Tor Switches to Counter Galois Onion Encryption Algorithm
The Tor Project has announced implementation of a new traffic encryption algorithm called Counter Galois Onion (CGO), which will replace the outdated tor1 cipher. The upgrade aims to strengthen the network's defense against current data interception methods and enhance user anonymity.
Per the project team, tor1 was developed when cryptographic standards were less mature. Modern analysis has exposed several weaknesses in the legacy algorithm's design.
Security Weaknesses in tor1
The primary vulnerability in tor1 stems from its use of AES-CTR encryption without authentication between nodes. This architecture leaves traffic exposed to tagging attacks—a technique where an attacker controlling multiple nodes can modify data and track predictable changes as packets traverse the network.
Additionally, tor1 implements only partial forward secrecy. The algorithm uses the same AES keys throughout a circuit's entire lifetime, meaning all traffic can be decrypted if these keys are compromised. The algorithm also employs a 4-byte SHA-1 digest for block authentication, creating a one-in-four-billion probability that an attacker could successfully forge a block.
CGO's Security Improvements
The new CGO algorithm is built on a cryptographic construction called UIV+ (a Rugged Pseudorandom Permutation, or RPRP) and has been verified against current security requirements. CGO provides several key enhancements:
Protection Against Tagging Attacks: CGO uses wide-block encryption combined with a chain of tags. Any modification attempt makes the current block and all subsequent blocks unrecoverable, completely neutralizing tagging attacks.
Immediate Forward Secrecy: Keys update after each block, ensuring that compromised current keys cannot decrypt past traffic.
Stronger Authentication: SHA-1 has been removed entirely from relay encryption.
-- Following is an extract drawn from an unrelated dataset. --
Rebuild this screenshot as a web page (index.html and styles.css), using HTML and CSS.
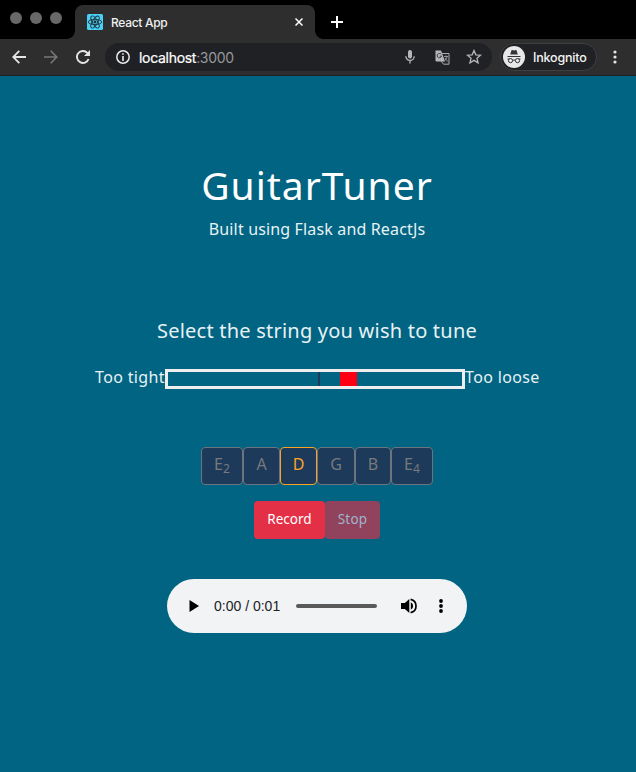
FILE: index.html
```html
<!DOCTYPE html>
<html lang="en">
<head>
<meta charset="utf-8">
<title>React App</title>
<link rel="stylesheet" href="styles.css">
</head>
<body>
<header class="browser">
  <div class="tabs">
    <div class="lights"><i></i><i></i><i></i></div>
    <div class="tab">
      <svg class="favicon" width="16" height="16" viewBox="0 0 16 16"><rect width="16" height="16" rx="1.5" fill="#49d1f5"/><g fill="none" stroke="#20313a" stroke-width=".9"><ellipse cx="8" cy="8" rx="6.8" ry="2.6"/><ellipse cx="8" cy="8" rx="6.8" ry="2.6" transform="rotate(60 8 8)"/><ellipse cx="8" cy="8" rx="6.8" ry="2.6" transform="rotate(120 8 8)"/></g><circle cx="8" cy="8" r="1.4" fill="#20313a"/></svg>
      <span class="tab-title">React App</span>
      <svg class="close" width="8" height="8" viewBox="0 0 8 8"><path d="M.5.5l7 7M7.5.5l-7 7" stroke="#fff" stroke-width="1.5"/></svg>
    </div>
    <svg class="plus" width="12" height="12" viewBox="0 0 12 12"><path d="M6 0v12M0 6h12" stroke="#fff" stroke-width="2"/></svg>
  </div>
  <div class="toolbar">
    <svg class="nav" width="14" height="14" viewBox="0 0 14 14"><path d="M14 7H1.5M7.3.8L1.2 7l6.1 6.2" fill="none" stroke="#e4e5e6" stroke-width="1.8"/></svg>
    <svg class="nav" width="14" height="14" viewBox="0 0 14 14"><path d="M0 7h12.500M6.700.8L12.800 7l-6.100 6.200" fill="none" stroke="#77787a" stroke-width="1.600"/></svg>
    <svg class="nav" width="14" height="14" viewBox="0 0 14 14"><path d="M12.600 9A6 6 0 1 1 11.300 2.800L12.200 3.700" fill="none" stroke="#e4e5e6" stroke-width="1.900"/><path d="M14 0v6H8z" fill="#e4e5e6"/></svg>
    <div class="address">
      <svg width="14" height="14" viewBox="0 0 14 14"><circle cx="7" cy="7" r="6.200" fill="none" stroke="#e8eaed" stroke-width="1.500"/><path d="M7 3.200v1.600M7 6v5" stroke="#e8eaed" stroke-width="1.600"/></svg>
      <span class="url">localhost<span>:3000</span></span>
      <svg class="mic" width="10" height="14" viewBox="0 0 10 14"><rect x="3" y="0" width="4" height="8.400" rx="2" fill="#b5b6b8"/><path d="M.8 6.200a4.200 4.200 0 0 0 8.400 0M5 10.400V13.500" fill="none" stroke="#b5b6b8" stroke-width="1.300"/></svg>
      <svg class="translate" width="15" height="15" viewBox="0 0 15 15"><path d="M6.500 3.500H14v10.700H8.500L6 11" fill="#26272b" stroke="#a9abad"/><path d="M.5.500h5.500l4 11H1.500a1 1 0 0 1-1-1z" fill="#b5b6b8"/><path d="M6.200 4.400A2.200 2.200 0 1 0 6.500 6.200H4.700" fill="none" stroke="#3b3c3f"/><path d="M9 6.500h4M11 5.500v1M12.200 6.500Q11.200 9.300 9.800 10.500M10 8l2.800 3.500" fill="none" stroke="#a9abad" stroke-width=".8"/></svg>
      <svg class="star" width="16" height="16" viewBox="0 0 16 16"><path d="M8 1.500l1.850 4.300 4.650.4-3.550 3.050 1.100 4.550L8 11.350 3.950 13.800l1.100-4.550L1.500 6.200l4.650-.4z" fill="none" stroke="#b5b6b8" stroke-width="1.300"/></svg>
    </div>
    <div class="profile">
      <svg width="22" height="22" viewBox="0 0 22 22"><circle cx="11" cy="11" r="11" fill="#e8e8e9"/><path d="M7.200 8.500l1.200-4q.2-.5.800-.4l1.800.5 1.800-.5q.6-.1.800.4L14.800 8.500zM4.500 10h13v1h-13z" fill="#333437"/><g fill="none" stroke="#333437"><circle cx="7.500" cy="14.600" r="2.100"/><circle cx="14.500" cy="14.600" r="2.100"/><path d="M9.700 14.300q1.300-.7 2.600 0M4.500 13h2M15.500 13h2"/></g></svg>
      <span>Inkognito</span>
    </div>
    <svg class="more" width="4" height="14" viewBox="0 0 4 14" fill="#e4e5e6"><circle cx="2" cy="2" r="1.600"/><circle cx="2" cy="7" r="1.600"/><circle cx="2" cy="12" r="1.600"/></svg>
  </div>
</header>
<main>
  <h1>GuitarTuner</h1>
  <p class="subtitle">Built using Flask and ReactJs</p>
  <h2>Select the string you wish to tune</h2>
  <div class="meter">
    <span class="label tight">Too tight</span>
    <div class="gauge"><i class="center"></i><i class="needle"></i></div>
    <span class="label loose">Too loose</span>
  </div>
  <div class="strings">
    <button class="e">E<sub>2</sub></button><button class="a">A</button><button class="d selected">D</button><button class="g">G</button><button class="b">B</button><button class="e">E<sub>4</sub></button>
  </div>
  <div class="controls"><button class="record">Record</button><button class="stop">Stop</button></div>
  <div class="player">
    <svg width="10" height="12" viewBox="0 0 10 12"><path d="M.5 0v12L10 6z"/></svg>
    <span class="time">0:00 / 0:01</span>
    <div class="track"></div>
    <svg class="volume" width="16" height="16" viewBox="0 0 16 16"><path d="M0 5v6h3.800L8.300 15V1L3.800 5z"/><path d="M9.800 4.300a4.100 4.100 0 0 1 0 7.400z"/><path d="M9.600 1.300a6.850 6.850 0 0 1 0 13.400" fill="none" stroke="#000" stroke-width="1.700"/></svg>
    <svg class="menu" width="4" height="14" viewBox="0 0 4 14"><circle cx="2" cy="2" r="1.900"/><circle cx="2" cy="7" r="1.900"/><circle cx="2" cy="12" r="1.900"/></svg>
  </div>
</main>
</body>
</html>
```
FILE: styles.css
```css
* { box-sizing: border-box; }
body { margin: 0; width: 636px; height: 772px; overflow: hidden; background: #006482; color: #e8f2f5; font-family: "Noto Sans", sans-serif; }
svg { display: block; flex: none; }
.browser { height: 76px; background: #2e2e2f; border-bottom: 1px solid #202124; font-family: Inter, "Liberation Sans", sans-serif; }
.tabs { height: 39px; background: #000; display: flex; align-items: flex-start; }
.lights { display: flex; gap: 8px; padding: 12px 0 0 10px; width: 75px; }
.lights i { width: 12px; height: 12px; border-radius: 50%; background: #686868; }
.tab { position: relative; width: 240px; height: 34px; margin-top: 5px; background: #2e2e2f; border-radius: 8px 8px 0 0; display: flex; align-items: center; padding: 0 12px; }
.tab::before, .tab::after { content: ""; position: absolute; bottom: 0; width: 8px; height: 8px; }
.tab::before { left: -8px; background: radial-gradient(circle at 0 0, #000 7.5px, #2e2e2f 8px); }
.tab::after { right: -8px; background: radial-gradient(circle at 100% 0, #000 7.5px, #2e2e2f 8px); }
.tab-title { margin-left: 8px; font-size: 12px; font-weight: 500; letter-spacing: -.3px; color: #f1f1f1; white-space: nowrap; }
.close { margin-left: auto; }
.plus { margin: 16px 0 0 16px; }
.toolbar { height: 36px; display: flex; align-items: center; padding-left: 12px; }
.nav { margin-right: 18px; }
.address { width: 387px; height: 28px; margin-left: -3px; border-radius: 14px; background: #202124; display: flex; align-items: center; padding: 0 10px 0 11px; }
.url { margin-left: 9px; font-size: 14px; letter-spacing: -.3px; color: #fff; -webkit-text-stroke: .2px #fff; white-space: nowrap; }
.url span { color: #97989b; -webkit-text-stroke: 0; }
.mic { margin-left: auto; }
.translate { margin-left: 20px; }
.star { margin-left: 16px; }
.profile { width: 97px; height: 28px; margin-left: 8px; border: 1px solid #3e3f42; border-radius: 14px; background: #202124; display: flex; align-items: center; padding-left: 2px; font-size: 12.500px; font-weight: 500; letter-spacing: -.2px; color: #f4f4f4; }
.profile span { margin-left: 8px; }
.more { margin-left: 16px; }
main { display: flex; flex-direction: column; align-items: center; width: 634px; padding-top: 79px; }
h1, h2, p { margin: 0; font-weight: 400; white-space: nowrap; }
h1 { font-size: 39px; line-height: 60px; letter-spacing: 1px; color: #fff; }
.subtitle { margin-top: 1px; font-size: 16px; line-height: 26px; letter-spacing: .15px; }
h2 { margin-top: 74px; font-size: 20px; line-height: 30px; letter-spacing: .22px; }
.meter { margin-top: 23px; display: flex; height: 20px; width: 444px; }
.label { width: 70px; line-height: 17px; font-size: 16px; letter-spacing: .35px; white-space: nowrap; }
.loose { width: 74px; }
.gauge { position: relative; width: 300px; height: 20px; border: 3px solid #eee; }
.gauge i { position: absolute; top: 0; height: 14px; }
.center { left: 150px; width: 2px; background: #1e3a5a; }
.needle { left: 172px; width: 17px; background: #ff0012; }
button { margin: 0; padding: 0; height: 38px; font-family: inherit; border-radius: 4px; }
.strings { display: flex; margin-top: 58px; }
.strings button { border: 1px solid #6c757d; background: #1e3a5a; color: #77797c; font-size: 16px; line-height: 24px; padding-bottom: 4px; }
sub { font-size: 12px; line-height: 0; position: relative; top: 3px; vertical-align: baseline; }
.e { width: 42px; } .a, .d { width: 37px; } .g { width: 38px; } .b { width: 36px; }
.strings .selected { border-color: #fca326; color: #fca326; }
.controls { display: flex; margin-top: 16px; }
.controls button { border: 0; font-size: 13.500px; padding-bottom: 3px; }
.record { width: 71px; background: #e43047; color: #fff; }
.controls .stop { width: 55px; background: #91425c; color: #9fb4ca; letter-spacing: .2px; }
.player { width: 300px; height: 54px; margin-top: 40px; border-radius: 27px; background: #f1f3f4; display: flex; align-items: center; padding-left: 22px; }
.time { width: 66px; margin-left: 15px; font: 14px "Liberation Sans", sans-serif; color: #202124; white-space: nowrap; }
.track { width: 81px; height: 4px; margin-left: 16px; border-radius: 2px; background: #5a5a5a; }
.volume { margin-left: 24px; }
.menu { margin-left: 22px; }
```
Instead, CGO uses a 16-byte authenticator—what the developers describe as the standard "sensible people rely on."
Block Interdependency: CGO links encrypted tags (T') and initial nonces (N) between data blocks. Each block depends on all previous blocks, making undetectable forgery impossible.
Implementation Timeline
The developers note that CGO addresses tor1's critical vulnerabilities without significant performance penalties. The algorithm represents a modern approach based on current cryptographic research.
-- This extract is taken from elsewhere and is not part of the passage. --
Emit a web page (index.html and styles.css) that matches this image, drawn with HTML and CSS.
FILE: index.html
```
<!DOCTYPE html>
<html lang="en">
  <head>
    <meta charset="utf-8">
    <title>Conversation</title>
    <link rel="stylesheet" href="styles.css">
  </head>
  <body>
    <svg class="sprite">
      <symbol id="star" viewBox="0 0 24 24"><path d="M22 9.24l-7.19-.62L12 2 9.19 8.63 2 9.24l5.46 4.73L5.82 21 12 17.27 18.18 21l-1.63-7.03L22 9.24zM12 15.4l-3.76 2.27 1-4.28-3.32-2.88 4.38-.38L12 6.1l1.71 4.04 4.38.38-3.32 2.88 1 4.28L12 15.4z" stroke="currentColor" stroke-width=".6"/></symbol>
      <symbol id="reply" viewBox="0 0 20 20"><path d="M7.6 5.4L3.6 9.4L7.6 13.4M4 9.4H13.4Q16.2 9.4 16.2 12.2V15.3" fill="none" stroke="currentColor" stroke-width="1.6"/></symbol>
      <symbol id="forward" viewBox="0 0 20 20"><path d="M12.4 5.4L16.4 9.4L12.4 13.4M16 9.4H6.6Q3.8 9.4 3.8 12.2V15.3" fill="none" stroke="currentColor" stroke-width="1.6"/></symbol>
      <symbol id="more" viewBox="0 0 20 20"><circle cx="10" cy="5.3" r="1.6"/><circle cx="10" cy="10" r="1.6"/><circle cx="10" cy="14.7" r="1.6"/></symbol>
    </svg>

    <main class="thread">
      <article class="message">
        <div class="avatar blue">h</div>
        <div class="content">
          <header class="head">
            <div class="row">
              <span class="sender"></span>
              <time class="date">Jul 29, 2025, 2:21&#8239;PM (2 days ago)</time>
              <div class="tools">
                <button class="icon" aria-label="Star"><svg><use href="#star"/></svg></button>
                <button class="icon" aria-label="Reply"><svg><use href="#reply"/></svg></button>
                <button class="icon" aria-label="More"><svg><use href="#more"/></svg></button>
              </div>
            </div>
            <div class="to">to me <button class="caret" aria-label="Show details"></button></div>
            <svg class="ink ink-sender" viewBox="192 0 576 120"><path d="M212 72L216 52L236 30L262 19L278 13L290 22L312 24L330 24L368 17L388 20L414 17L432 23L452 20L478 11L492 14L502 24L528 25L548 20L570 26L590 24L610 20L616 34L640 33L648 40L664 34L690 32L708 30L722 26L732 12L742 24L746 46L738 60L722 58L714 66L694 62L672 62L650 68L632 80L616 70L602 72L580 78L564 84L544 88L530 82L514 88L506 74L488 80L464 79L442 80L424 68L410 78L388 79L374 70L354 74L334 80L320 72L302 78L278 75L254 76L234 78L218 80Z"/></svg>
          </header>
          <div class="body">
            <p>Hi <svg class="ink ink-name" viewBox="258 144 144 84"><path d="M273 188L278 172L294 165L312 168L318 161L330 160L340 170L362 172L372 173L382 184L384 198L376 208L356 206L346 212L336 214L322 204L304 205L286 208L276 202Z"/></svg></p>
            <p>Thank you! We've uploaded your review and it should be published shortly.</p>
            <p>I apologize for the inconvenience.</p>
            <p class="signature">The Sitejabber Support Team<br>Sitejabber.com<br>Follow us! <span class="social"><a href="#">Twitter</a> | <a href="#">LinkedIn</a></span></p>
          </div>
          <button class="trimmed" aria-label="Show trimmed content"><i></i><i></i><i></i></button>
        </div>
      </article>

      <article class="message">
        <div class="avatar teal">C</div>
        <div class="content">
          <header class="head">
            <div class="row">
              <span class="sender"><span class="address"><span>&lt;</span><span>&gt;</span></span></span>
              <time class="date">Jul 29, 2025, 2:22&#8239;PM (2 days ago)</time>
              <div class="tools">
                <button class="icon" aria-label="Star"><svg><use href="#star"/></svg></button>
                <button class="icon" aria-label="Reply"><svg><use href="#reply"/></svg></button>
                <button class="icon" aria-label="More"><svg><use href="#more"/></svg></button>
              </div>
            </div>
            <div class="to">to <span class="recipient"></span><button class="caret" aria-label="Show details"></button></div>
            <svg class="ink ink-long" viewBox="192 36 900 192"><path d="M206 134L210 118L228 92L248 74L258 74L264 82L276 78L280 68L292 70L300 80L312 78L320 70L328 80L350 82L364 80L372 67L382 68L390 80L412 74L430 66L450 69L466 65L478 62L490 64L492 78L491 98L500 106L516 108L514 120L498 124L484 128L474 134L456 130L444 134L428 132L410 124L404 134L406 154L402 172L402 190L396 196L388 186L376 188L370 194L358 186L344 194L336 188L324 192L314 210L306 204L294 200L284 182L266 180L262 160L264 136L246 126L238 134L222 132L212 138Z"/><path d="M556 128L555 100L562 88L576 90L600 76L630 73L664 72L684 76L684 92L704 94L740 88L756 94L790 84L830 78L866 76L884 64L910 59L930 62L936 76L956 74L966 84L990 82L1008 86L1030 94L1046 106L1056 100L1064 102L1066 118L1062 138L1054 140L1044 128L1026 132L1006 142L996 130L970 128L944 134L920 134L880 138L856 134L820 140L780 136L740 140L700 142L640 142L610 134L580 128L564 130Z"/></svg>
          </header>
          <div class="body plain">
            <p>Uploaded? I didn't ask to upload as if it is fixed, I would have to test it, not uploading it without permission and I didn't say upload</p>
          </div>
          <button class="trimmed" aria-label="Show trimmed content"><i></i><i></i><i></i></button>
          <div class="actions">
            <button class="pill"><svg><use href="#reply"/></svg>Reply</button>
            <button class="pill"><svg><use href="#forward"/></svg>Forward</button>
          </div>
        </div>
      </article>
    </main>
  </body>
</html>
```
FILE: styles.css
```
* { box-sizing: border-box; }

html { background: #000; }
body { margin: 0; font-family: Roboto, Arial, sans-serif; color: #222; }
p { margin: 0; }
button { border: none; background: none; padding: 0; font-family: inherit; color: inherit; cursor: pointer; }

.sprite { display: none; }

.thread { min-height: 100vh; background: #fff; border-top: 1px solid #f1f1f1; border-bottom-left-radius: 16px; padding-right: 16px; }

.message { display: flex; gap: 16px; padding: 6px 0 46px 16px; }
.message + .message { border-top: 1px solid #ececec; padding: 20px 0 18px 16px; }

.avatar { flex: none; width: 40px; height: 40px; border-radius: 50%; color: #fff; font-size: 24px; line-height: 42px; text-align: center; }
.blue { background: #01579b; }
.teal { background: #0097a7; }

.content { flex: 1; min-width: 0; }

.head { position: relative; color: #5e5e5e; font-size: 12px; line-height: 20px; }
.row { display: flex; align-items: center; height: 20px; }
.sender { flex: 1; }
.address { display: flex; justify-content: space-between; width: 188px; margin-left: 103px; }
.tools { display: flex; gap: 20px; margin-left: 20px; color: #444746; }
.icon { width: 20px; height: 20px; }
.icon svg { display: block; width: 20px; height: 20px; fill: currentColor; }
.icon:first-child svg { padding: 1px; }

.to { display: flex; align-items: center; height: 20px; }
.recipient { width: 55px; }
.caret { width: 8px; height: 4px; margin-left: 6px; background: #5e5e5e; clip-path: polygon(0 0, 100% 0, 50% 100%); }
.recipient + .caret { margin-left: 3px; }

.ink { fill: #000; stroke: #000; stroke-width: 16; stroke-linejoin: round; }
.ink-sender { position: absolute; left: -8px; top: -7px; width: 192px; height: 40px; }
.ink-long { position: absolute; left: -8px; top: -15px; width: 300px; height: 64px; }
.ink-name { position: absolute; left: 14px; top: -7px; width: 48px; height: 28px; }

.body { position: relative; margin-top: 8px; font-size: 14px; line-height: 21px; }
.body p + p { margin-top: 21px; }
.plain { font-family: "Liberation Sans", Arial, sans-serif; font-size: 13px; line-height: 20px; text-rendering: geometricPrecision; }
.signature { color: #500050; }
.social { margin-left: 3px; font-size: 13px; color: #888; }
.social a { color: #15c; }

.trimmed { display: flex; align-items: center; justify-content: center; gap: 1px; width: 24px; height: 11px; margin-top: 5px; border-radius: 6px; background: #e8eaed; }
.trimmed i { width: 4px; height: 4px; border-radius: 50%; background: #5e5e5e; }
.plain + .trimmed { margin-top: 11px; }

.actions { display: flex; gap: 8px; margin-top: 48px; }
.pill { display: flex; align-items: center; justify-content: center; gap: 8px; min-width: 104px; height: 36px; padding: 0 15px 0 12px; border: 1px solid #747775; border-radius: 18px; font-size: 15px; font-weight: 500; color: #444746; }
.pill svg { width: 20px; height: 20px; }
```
Integration work for CGO is underway in both the Tor C implementation and the Arti Rust client, though the feature currently has experimental status. Developers are still configuring negotiation protocols for onion services and optimizing performance. The transition to CGO will occur automatically once the full rollout is complete, but precise timelines for when CGO becomes the default standard have not been announced.